- _Direction_
Copy the lines below as they are; omit the images they contain.

- _Dataset section_
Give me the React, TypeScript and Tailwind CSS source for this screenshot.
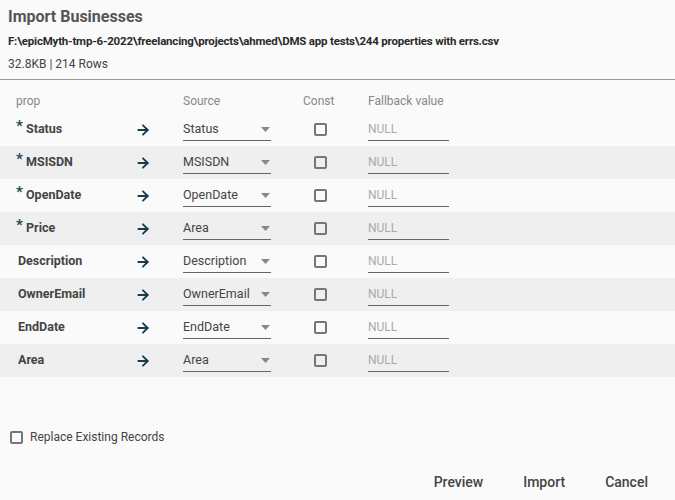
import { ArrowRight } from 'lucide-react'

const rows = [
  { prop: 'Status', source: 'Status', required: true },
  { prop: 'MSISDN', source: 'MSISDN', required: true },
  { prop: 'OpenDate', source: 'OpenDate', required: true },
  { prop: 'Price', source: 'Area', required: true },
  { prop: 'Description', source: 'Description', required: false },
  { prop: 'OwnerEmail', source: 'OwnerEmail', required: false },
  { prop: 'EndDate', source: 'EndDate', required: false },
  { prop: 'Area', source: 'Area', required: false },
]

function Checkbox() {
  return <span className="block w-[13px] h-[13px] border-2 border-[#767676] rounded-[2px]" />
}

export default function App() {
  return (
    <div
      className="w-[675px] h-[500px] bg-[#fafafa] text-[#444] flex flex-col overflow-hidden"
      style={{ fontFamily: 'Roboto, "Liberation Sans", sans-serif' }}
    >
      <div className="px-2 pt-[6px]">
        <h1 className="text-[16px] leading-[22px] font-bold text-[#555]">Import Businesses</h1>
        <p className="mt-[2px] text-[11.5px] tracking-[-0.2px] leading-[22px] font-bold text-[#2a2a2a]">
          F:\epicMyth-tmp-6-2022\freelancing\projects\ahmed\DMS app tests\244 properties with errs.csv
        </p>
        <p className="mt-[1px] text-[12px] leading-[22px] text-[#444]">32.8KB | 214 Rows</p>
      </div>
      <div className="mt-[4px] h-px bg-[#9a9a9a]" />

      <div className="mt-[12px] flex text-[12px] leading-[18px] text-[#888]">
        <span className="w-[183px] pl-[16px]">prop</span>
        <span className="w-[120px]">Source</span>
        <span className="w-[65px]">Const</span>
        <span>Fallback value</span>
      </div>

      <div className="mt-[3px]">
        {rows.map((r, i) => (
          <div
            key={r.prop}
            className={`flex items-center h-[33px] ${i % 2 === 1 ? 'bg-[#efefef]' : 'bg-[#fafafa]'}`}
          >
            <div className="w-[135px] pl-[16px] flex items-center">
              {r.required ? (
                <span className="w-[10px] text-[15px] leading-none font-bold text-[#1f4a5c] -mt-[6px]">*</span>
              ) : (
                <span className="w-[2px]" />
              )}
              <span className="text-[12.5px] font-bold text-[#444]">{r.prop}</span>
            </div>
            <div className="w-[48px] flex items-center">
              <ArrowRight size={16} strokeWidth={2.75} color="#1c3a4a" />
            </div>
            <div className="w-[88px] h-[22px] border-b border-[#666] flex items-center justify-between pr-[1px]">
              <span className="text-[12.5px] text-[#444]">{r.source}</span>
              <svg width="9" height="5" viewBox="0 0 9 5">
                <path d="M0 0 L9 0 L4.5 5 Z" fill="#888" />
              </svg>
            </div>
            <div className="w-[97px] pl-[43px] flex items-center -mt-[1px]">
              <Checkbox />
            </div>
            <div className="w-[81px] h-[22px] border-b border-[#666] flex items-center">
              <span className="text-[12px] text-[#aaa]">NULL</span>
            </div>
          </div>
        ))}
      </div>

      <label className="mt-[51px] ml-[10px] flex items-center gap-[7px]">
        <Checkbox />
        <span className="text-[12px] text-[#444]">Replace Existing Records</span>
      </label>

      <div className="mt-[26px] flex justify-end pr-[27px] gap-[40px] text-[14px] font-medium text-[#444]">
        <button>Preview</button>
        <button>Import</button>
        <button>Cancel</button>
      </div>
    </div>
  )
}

- _Answer for this exercise_
Give me the React, TypeScript and Tailwind CSS source for this screenshot.
import { ArrowRight } from 'lucide-react'

const rows = [
  { prop: 'Status', source: 'Status', required: true },
  { prop: 'MSISDN', source: 'MSISDN', required: true },
  { prop: 'OpenDate', source: 'OpenDate', required: true },
  { prop: 'Price', source: 'Area', required: true },
  { prop: 'Description', source: 'Description', required: false },
  { prop: 'OwnerEmail', source: 'OwnerEmail', required: false },
  { prop: 'EndDate', source: 'EndDate', required: false },
  { prop: 'Area', source: 'Area', required: false },
]

function Checkbox() {
  return <span className="block w-[13px] h-[13px] border-2 border-[#767676] rounded-[2px]" />
}

export default function App() {
  return (
    <div
      className="w-[675px] h-[500px] bg-[#fafafa] text-[#444] flex flex-col overflow-hidden"
      style={{ fontFamily: 'Roboto, "Liberation Sans", sans-serif' }}
    >
      <div className="px-2 pt-[6px]">
        <h1 className="text-[16px] leading-[22px] font-bold text-[#555]">Import Businesses</h1>
        <p className="mt-[2px] text-[11.5px] tracking-[-0.2px] leading-[22px] font-bold text-[#2a2a2a]">
          F:\epicMyth-tmp-6-2022\freelancing\projects\ahmed\DMS app tests\244 properties with errs.csv
        </p>
        <p className="mt-[1px] text-[12px] leading-[22px] text-[#444]">32.8KB | 214 Rows</p>
      </div>
      <div className="mt-[4px] h-px bg-[#9a9a9a]" />

      <div className="mt-[12px] flex text-[12px] leading-[18px] text-[#888]">
        <span className="w-[183px] pl-[16px]">prop</span>
        <span className="w-[120px]">Source</span>
        <span className="w-[65px]">Const</span>
        <span>Fallback value</span>
      </div>

      <div className="mt-[3px]">
        {rows.map((r, i) => (
          <div
            key={r.prop}
            className={`flex items-center h-[33px] ${i % 2 === 1 ? 'bg-[#efefef]' : 'bg-[#fafafa]'}`}
          >
            <div className="w-[135px] pl-[16px] flex items-center">
              {r.required ? (
                <span className="w-[10px] text-[15px] leading-none font-bold text-[#1f4a5c] -mt-[6px]">*</span>
              ) : (
                <span className="w-[2px]" />
              )}
              <span className="text-[12.5px] font-bold text-[#444]">{r.prop}</span>
            </div>
            <div className="w-[48px] flex items-center">
              <ArrowRight size={16} strokeWidth={2.75} color="#1c3a4a" />
            </div>
            <div className="w-[88px] h-[22px] border-b border-[#666] flex items-center justify-between pr-[1px]">
              <span className="text-[12.5px] text-[#444]">{r.source}</span>
              <svg width="9" height="5" viewBox="0 0 9 5">
                <path d="M0 0 L9 0 L4.5 5 Z" fill="#888" />
              </svg>
            </div>
            <div className="w-[97px] pl-[43px] flex items-center -mt-[1px]">
              <Checkbox />
            </div>
            <div className="w-[81px] h-[22px] border-b border-[#666] flex items-center">
              <span className="text-[12px] text-[#aaa]">NULL</span>
            </div>
          </div>
        ))}
      </div>

      <label className="mt-[51px] ml-[10px] flex items-center gap-[7px]">
        <Checkbox />
        <span className="text-[12px] text-[#444]">Replace Existing Records</span>
      </label>

      <div className="mt-[26px] flex justify-end pr-[27px] gap-[40px] text-[14px] font-medium text-[#444]">
        <button>Preview</button>
        <button>Import</button>
        <button>Cancel</button>
      </div>
    </div>
  )
}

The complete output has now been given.